■ TASK GOAL:
Copy every line of the material below word for word.
[Begin MATERIALS PROVIDED]
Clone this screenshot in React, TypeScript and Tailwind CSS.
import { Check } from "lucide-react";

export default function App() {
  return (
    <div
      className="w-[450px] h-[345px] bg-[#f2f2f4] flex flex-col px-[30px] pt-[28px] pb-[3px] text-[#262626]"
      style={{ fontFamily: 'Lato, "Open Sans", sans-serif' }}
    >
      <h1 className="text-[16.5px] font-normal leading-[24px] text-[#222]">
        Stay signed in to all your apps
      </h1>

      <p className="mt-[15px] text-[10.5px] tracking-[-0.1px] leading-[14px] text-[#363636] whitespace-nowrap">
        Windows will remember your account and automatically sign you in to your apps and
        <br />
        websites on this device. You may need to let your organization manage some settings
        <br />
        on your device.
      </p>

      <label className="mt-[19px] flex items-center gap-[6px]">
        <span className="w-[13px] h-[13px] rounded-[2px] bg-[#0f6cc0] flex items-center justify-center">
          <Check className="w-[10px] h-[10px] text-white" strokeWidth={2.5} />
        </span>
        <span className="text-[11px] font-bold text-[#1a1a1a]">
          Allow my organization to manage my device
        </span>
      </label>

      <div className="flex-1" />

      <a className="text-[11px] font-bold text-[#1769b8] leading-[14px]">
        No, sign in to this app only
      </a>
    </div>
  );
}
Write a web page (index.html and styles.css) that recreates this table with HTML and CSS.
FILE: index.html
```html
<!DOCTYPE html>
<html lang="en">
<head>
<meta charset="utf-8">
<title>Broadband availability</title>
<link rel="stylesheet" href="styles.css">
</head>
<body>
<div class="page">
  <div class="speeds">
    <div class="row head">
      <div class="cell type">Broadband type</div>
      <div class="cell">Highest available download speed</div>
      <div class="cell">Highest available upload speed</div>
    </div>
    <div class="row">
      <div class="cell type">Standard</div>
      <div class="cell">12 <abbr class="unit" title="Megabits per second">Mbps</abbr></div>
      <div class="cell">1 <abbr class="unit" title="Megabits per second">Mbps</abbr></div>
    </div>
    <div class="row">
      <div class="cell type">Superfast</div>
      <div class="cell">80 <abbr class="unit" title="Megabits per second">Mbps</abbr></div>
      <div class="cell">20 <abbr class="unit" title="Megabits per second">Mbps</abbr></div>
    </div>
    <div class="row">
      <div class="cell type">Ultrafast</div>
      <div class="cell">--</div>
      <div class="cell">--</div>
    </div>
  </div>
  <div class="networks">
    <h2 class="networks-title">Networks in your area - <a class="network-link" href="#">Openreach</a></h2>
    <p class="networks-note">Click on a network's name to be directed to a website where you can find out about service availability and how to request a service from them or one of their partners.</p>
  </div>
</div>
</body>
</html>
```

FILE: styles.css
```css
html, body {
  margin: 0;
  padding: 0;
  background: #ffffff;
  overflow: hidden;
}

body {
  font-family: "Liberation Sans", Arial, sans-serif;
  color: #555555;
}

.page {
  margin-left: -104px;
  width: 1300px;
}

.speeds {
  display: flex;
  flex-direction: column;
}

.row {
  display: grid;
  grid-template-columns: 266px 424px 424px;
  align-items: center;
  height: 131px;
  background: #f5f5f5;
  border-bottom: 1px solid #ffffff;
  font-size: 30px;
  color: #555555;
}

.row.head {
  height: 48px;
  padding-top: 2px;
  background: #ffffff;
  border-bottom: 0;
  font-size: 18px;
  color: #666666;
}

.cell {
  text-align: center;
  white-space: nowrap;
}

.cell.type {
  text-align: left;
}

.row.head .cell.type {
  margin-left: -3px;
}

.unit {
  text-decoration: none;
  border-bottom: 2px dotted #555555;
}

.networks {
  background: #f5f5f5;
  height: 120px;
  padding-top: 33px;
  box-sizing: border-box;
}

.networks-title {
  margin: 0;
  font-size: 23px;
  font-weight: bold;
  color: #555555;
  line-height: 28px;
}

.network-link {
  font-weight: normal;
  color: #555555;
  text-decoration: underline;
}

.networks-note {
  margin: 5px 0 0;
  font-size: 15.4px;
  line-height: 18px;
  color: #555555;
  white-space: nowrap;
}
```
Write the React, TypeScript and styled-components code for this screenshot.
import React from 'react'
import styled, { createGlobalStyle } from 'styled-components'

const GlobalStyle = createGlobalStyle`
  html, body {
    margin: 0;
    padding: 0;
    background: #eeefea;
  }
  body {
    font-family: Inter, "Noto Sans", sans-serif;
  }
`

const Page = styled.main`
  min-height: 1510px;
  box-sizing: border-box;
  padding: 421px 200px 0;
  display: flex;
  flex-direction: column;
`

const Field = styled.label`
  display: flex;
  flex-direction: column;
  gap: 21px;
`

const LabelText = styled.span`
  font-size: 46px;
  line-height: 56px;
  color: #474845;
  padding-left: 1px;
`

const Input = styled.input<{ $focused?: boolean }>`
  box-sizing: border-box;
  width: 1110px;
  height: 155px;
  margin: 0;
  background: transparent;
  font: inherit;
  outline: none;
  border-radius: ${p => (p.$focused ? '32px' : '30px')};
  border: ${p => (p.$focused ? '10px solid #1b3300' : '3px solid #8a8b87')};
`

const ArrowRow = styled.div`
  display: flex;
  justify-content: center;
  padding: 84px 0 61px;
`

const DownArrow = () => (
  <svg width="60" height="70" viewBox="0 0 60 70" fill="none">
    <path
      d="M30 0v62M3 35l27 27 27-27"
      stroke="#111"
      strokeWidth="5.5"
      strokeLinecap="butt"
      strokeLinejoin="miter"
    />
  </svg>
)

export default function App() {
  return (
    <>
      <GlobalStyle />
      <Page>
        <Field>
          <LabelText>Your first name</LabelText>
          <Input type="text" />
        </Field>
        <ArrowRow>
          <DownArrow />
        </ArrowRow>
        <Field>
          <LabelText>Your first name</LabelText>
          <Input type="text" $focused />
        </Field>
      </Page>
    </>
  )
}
[End MATERIALS PROVIDED]
■ EXPECTED ANSWER:
Clone this screenshot in React, TypeScript and Tailwind CSS.
import { Check } from "lucide-react";

export default function App() {
  return (
    <div
      className="w-[450px] h-[345px] bg-[#f2f2f4] flex flex-col px-[30px] pt-[28px] pb-[3px] text-[#262626]"
      style={{ fontFamily: 'Lato, "Open Sans", sans-serif' }}
    >
      <h1 className="text-[16.5px] font-normal leading-[24px] text-[#222]">
        Stay signed in to all your apps
      </h1>

      <p className="mt-[15px] text-[10.5px] tracking-[-0.1px] leading-[14px] text-[#363636] whitespace-nowrap">
        Windows will remember your account and automatically sign you in to your apps and
        <br />
        websites on this device. You may need to let your organization manage some settings
        <br />
        on your device.
      </p>

      <label className="mt-[19px] flex items-center gap-[6px]">
        <span className="w-[13px] h-[13px] rounded-[2px] bg-[#0f6cc0] flex items-center justify-center">
          <Check className="w-[10px] h-[10px] text-white" strokeWidth={2.5} />
        </span>
        <span className="text-[11px] font-bold text-[#1a1a1a]">
          Allow my organization to manage my device
        </span>
      </label>

      <div className="flex-1" />

      <a className="text-[11px] font-bold text-[#1769b8] leading-[14px]">
        No, sign in to this app only
      </a>
    </div>
  );
}
Write a web page (index.html and styles.css) that recreates this table with HTML and CSS.
FILE: index.html
```html
<!DOCTYPE html>
<html lang="en">
<head>
<meta charset="utf-8">
<title>Broadband availability</title>
<link rel="stylesheet" href="styles.css">
</head>
<body>
<div class="page">
  <div class="speeds">
    <div class="row head">
      <div class="cell type">Broadband type</div>
      <div class="cell">Highest available download speed</div>
      <div class="cell">Highest available upload speed</div>
    </div>
    <div class="row">
      <div class="cell type">Standard</div>
      <div class="cell">12 <abbr class="unit" title="Megabits per second">Mbps</abbr></div>
      <div class="cell">1 <abbr class="unit" title="Megabits per second">Mbps</abbr></div>
    </div>
    <div class="row">
      <div class="cell type">Superfast</div>
      <div class="cell">80 <abbr class="unit" title="Megabits per second">Mbps</abbr></div>
      <div class="cell">20 <abbr class="unit" title="Megabits per second">Mbps</abbr></div>
    </div>
    <div class="row">
      <div class="cell type">Ultrafast</div>
      <div class="cell">--</div>
      <div class="cell">--</div>
    </div>
  </div>
  <div class="networks">
    <h2 class="networks-title">Networks in your area - <a class="network-link" href="#">Openreach</a></h2>
    <p class="networks-note">Click on a network's name to be directed to a website where you can find out about service availability and how to request a service from them or one of their partners.</p>
  </div>
</div>
</body>
</html>
```

FILE: styles.css
```css
html, body {
  margin: 0;
  padding: 0;
  background: #ffffff;
  overflow: hidden;
}

body {
  font-family: "Liberation Sans", Arial, sans-serif;
  color: #555555;
}

.page {
  margin-left: -104px;
  width: 1300px;
}

.speeds {
  display: flex;
  flex-direction: column;
}

.row {
  display: grid;
  grid-template-columns: 266px 424px 424px;
  align-items: center;
  height: 131px;
  background: #f5f5f5;
  border-bottom: 1px solid #ffffff;
  font-size: 30px;
  color: #555555;
}

.row.head {
  height: 48px;
  padding-top: 2px;
  background: #ffffff;
  border-bottom: 0;
  font-size: 18px;
  color: #666666;
}

.cell {
  text-align: center;
  white-space: nowrap;
}

.cell.type {
  text-align: left;
}

.row.head .cell.type {
  margin-left: -3px;
}

.unit {
  text-decoration: none;
  border-bottom: 2px dotted #555555;
}

.networks {
  background: #f5f5f5;
  height: 120px;
  padding-top: 33px;
  box-sizing: border-box;
}

.networks-title {
  margin: 0;
  font-size: 23px;
  font-weight: bold;
  color: #555555;
  line-height: 28px;
}

.network-link {
  font-weight: normal;
  color: #555555;
  text-decoration: underline;
}

.networks-note {
  margin: 5px 0 0;
  font-size: 15.4px;
  line-height: 18px;
  color: #555555;
  white-space: nowrap;
}
```
Write the React, TypeScript and styled-components code for this screenshot.
import React from 'react'
import styled, { createGlobalStyle } from 'styled-components'

const GlobalStyle = createGlobalStyle`
  html, body {
    margin: 0;
    padding: 0;
    background: #eeefea;
  }
  body {
    font-family: Inter, "Noto Sans", sans-serif;
  }
`

const Page = styled.main`
  min-height: 1510px;
  box-sizing: border-box;
  padding: 421px 200px 0;
  display: flex;
  flex-direction: column;
`

const Field = styled.label`
  display: flex;
  flex-direction: column;
  gap: 21px;
`

const LabelText = styled.span`
  font-size: 46px;
  line-height: 56px;
  color: #474845;
  padding-left: 1px;
`

const Input = styled.input<{ $focused?: boolean }>`
  box-sizing: border-box;
  width: 1110px;
  height: 155px;
  margin: 0;
  background: transparent;
  font: inherit;
  outline: none;
  border-radius: ${p => (p.$focused ? '32px' : '30px')};
  border: ${p => (p.$focused ? '10px solid #1b3300' : '3px solid #8a8b87')};
`

const ArrowRow = styled.div`
  display: flex;
  justify-content: center;
  padding: 84px 0 61px;
`

const DownArrow = () => (
  <svg width="60" height="70" viewBox="0 0 60 70" fill="none">
    <path
      d="M30 0v62M3 35l27 27 27-27"
      stroke="#111"
      strokeWidth="5.5"
      strokeLinecap="butt"
      strokeLinejoin="miter"
    />
  </svg>
)

export default function App() {
  return (
    <>
      <GlobalStyle />
      <Page>
        <Field>
          <LabelText>Your first name</LabelText>
          <Input type="text" />
        </Field>
        <ArrowRow>
          <DownArrow />
        </ArrowRow>
        <Field>
          <LabelText>Your first name</LabelText>
          <Input type="text" $focused />
        </Field>
      </Page>
    </>
  )
}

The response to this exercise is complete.